After spending the past several decades fighting for an equal place in the job market, women are suddenly dropping out in large numbers.

They're doing so just as the big generation of baby boomers begins to retire, creating the prospect of a severe labour crunch. Indeed, this could be starting already: the percentage of Canadians in the job market actually fell last year.

Most of the disappearing women, ironically, are in Alberta, which has an unemployment rate of 3.4 per cent and already suffers from Canada's most serious shortage of workers.

Quebec is still bucking this new development, with more women seeking jobs every year, possibly because of a big provincial day- care program.

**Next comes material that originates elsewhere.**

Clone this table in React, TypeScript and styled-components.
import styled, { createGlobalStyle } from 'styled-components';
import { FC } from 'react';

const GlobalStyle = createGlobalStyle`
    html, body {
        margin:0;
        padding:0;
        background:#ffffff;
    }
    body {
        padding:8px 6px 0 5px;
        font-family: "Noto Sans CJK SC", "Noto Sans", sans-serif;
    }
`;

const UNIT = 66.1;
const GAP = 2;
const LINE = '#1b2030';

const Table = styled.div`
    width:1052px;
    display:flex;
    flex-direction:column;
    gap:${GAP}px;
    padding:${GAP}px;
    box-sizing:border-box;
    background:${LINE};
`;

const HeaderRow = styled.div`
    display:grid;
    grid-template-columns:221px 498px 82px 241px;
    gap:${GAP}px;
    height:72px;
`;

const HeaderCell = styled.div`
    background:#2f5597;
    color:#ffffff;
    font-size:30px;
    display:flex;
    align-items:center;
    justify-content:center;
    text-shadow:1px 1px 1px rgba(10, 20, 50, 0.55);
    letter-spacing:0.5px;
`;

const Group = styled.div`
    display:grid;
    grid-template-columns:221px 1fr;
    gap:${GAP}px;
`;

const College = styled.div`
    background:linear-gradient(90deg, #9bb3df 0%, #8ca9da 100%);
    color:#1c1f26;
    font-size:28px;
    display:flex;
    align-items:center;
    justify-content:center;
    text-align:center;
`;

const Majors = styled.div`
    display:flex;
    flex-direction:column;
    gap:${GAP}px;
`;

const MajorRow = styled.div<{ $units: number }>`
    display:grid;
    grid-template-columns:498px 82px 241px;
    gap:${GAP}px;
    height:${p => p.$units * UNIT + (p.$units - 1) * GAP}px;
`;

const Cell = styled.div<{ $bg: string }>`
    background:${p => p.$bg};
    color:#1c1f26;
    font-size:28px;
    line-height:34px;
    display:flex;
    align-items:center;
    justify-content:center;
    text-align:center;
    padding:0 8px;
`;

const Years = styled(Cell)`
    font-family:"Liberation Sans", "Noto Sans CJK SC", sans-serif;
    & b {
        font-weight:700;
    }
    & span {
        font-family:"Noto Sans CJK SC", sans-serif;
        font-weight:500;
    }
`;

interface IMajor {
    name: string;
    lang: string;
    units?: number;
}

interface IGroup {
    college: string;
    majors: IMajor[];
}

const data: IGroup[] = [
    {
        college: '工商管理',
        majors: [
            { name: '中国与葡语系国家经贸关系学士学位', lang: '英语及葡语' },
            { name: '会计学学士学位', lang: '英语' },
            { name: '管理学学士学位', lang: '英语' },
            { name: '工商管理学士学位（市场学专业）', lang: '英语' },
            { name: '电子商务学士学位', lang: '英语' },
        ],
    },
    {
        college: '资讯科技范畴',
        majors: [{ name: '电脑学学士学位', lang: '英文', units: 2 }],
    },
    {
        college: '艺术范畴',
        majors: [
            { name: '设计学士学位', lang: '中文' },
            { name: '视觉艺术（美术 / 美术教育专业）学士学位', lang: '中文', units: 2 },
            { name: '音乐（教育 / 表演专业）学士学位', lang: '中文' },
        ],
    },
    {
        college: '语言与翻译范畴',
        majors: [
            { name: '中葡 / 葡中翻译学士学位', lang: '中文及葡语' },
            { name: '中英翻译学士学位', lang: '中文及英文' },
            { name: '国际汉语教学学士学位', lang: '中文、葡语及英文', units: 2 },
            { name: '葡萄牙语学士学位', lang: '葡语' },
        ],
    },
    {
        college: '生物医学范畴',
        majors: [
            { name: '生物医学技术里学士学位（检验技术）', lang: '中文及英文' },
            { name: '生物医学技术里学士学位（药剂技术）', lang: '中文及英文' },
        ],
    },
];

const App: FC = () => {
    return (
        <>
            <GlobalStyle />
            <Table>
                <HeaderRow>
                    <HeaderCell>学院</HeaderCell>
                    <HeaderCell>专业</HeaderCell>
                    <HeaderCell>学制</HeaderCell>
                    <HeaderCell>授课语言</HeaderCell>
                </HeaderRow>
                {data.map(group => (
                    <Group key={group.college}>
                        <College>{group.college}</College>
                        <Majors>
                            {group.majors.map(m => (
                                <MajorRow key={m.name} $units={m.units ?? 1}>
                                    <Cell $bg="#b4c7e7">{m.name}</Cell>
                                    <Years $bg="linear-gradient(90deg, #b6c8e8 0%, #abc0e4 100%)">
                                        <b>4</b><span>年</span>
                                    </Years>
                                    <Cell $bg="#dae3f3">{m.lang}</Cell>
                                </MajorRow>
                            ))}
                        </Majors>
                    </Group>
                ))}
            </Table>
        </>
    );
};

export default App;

"We honestly don't know what's happening," says Philip Cross, Statistics Canada's top economic analyst, although he does suspect that day-care availability plays a role.

But Cross notes that while the percentage of working-age Canadian women in the job market - their participation rate - began to fall only last year, it's been dropping in the United States since the late 1990s. Some American observers attribute the phenomenon to a new wave of social conservatism. It's unclear if this might be a factor in Alberta.

Geoff Bowlby, chief of analysis at Statistics Canada's Labour Force Survey, returned from a recent trip to Edmonton scratching his head.

So many women have dropped out of the job market in that city the percentage of adults with jobs actually dropped quite sharply in the past year, he says. This is contrary to the trend across Canada, where this so-called employment rate has risen to an all-time high.

Quebec is a big exception to this reversal, however. Its participation rate for the key 25-to-45 age group of women has shot up by 5.4 percentage points since 1998, the year that Alberta's rate began falling.

More interesting, Cross points out, is that when you look at women with young children under six, this trend reversal is greatly accentuated.

Quebec women with children under six are far more likely to be in the job market than women across Canada; Alberta women with such children far less likely.

It seems reasonable to speculate there's a link to another recent finding by Statistics Canada: Quebec has Canada's highest percentage of young children in child care: 63.4 per cent in 2003- 04. Alberta has the lowest percentage: 42.6 per cent.

As well, over the eight years studied, Quebec had the biggest increase in child-care use, while Alberta had the smallest.